Mortgage REITs are different in that they specialize mortgage-backed securities and loans and buy existing mortgages. They earn profits in the form of interest charges instead of buying, managing or holding real estate. There are also hybrid trusts that use a combination of advanced strategies. They invest in mortgages and real estate.
Some real estate trusts are traded on the major stock exchanges. They are privately or publicly held.
Benefits of Investing in REITs
Investors benefit in a number of ways without having to buy commercial real estate. REITs minimize personal risk and are professionally managed. For example, if a person wanted to purchase commercial properties, one option would be to borrow from a bank, credit union, hard money lender, family, or friends. Institutional lenders require that borrowers offer some type of collateral. If the project turns out unsuccessful, the borrower is still required to pay off the loan. And there is a risk of default. Another option is to reallocate funds invested in mutual funds, bonds, stocks, and other instruments. A better idea is to opt for a real estate investment trust. You don’t need a large some of money to earn profits. A few hundred dollars will do. What is more, there is a variety of trusts to choose from, including self storage, health care, industrial and office, and retail REITs. You can choose from retail or residential trusts. The latter specialize in residential properties such as luxury apartment communities and apartment buildings.
REITs are run by professional managers that specialize in equities and mortgage-backed securities. They are responsible for day-to-day operations.
Retail vs. Residential
Residential real estate investment trusts focus on the acquisition, management, and development and redevelopment of apartment communities. Retail trusts invest in commercial properties such as shopping centers, strip malls, regional malls, department stores, and other properties. There are also industrial trusts that focus on the redevelopment, development, and management of rail, airfreight, and manufacturing facilities and warehouses. The facilities are often located in close proximity to railroads, airports, and highways. Some trusts specialize in certain assets while others hold a diversified portfolio of industrial properties and assets. Self-storage REITs are another variety that manages and owns self-storage properties. Storage space is offered to commercial and residential users and is advertised as easily accessible and affordable. Whatever the type of trust, investors benefit from the fact that double taxation is avoided. Unlike buying land and real estate, trusts are very liquid. Portfolio diversification is another reason to choose from different REITs.
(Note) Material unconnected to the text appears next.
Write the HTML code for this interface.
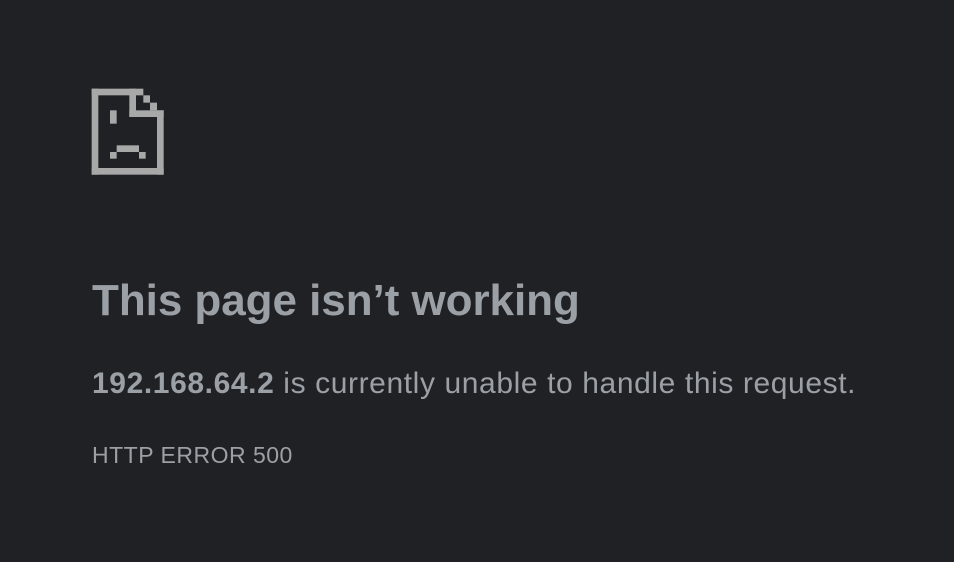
<!DOCTYPE html>
<html><head><meta charset="utf-8"><style>
html,body{margin:0;padding:0;background:#202124;width:954px;height:562px;overflow:hidden}
body{font-family:"Liberation Sans",sans-serif;color:#9aa0a6}
svg{position:absolute;left:85px;top:82px}
h1{position:absolute;left:92px;top:276px;margin:0;font-size:44px;font-weight:bold;color:#9aa0a6;letter-spacing:-0.05px;white-space:nowrap}
.p{position:absolute;left:92px;top:367px;font-size:30px;letter-spacing:0.6px;white-space:nowrap;color:#9aa0a6}
.e{position:absolute;left:92px;top:442px;font-size:23px;letter-spacing:0.5px;white-space:nowrap;color:#9aa0a6}
</style></head><body>
<svg width="90" height="100" viewBox="0 0 270 300" fill="#a8a8a8">
<rect x="20" y="20" width="20" height="258"/>
<rect x="20" y="258" width="216" height="20"/>
<rect x="20" y="20" width="155" height="20"/>
<rect x="216" y="85" width="20" height="193"/>
<rect x="133" y="20" width="20" height="85"/>
<rect x="133" y="85" width="103" height="20"/>
<rect x="175" y="40" width="20" height="22"/>
<rect x="195" y="62" width="21" height="23"/>
<rect x="75" y="85" width="20" height="40"/>
<rect x="95" y="190" width="67" height="20"/>
<rect x="75" y="210" width="20" height="20"/>
<rect x="162" y="210" width="20" height="20"/>
</svg>
<h1>This page isn’t working</h1>
<div class="p"><b>192.168.64.2</b> is currently unable to handle this request.</div>
<div class="e">HTTP ERROR 500</div>
</body></html>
Weighing the Pros and Cons
There are pros and cons to take into consideration, and the main downside is that you are not buying or managing real estate holdings by yourself. REITs work like mutual funds. Price fluctuations are also an issue. At the same time, most trusts pay 90 percent of their income in the form of dividends, and many people consider them profitable. This is also a way to diversify your portfolio and reduce risk. For instance, you can own 5 percent of a residential building, 2 percent of a bunch of mortgages, 3 percent of a rental property, and 2 percent of a skyscraper.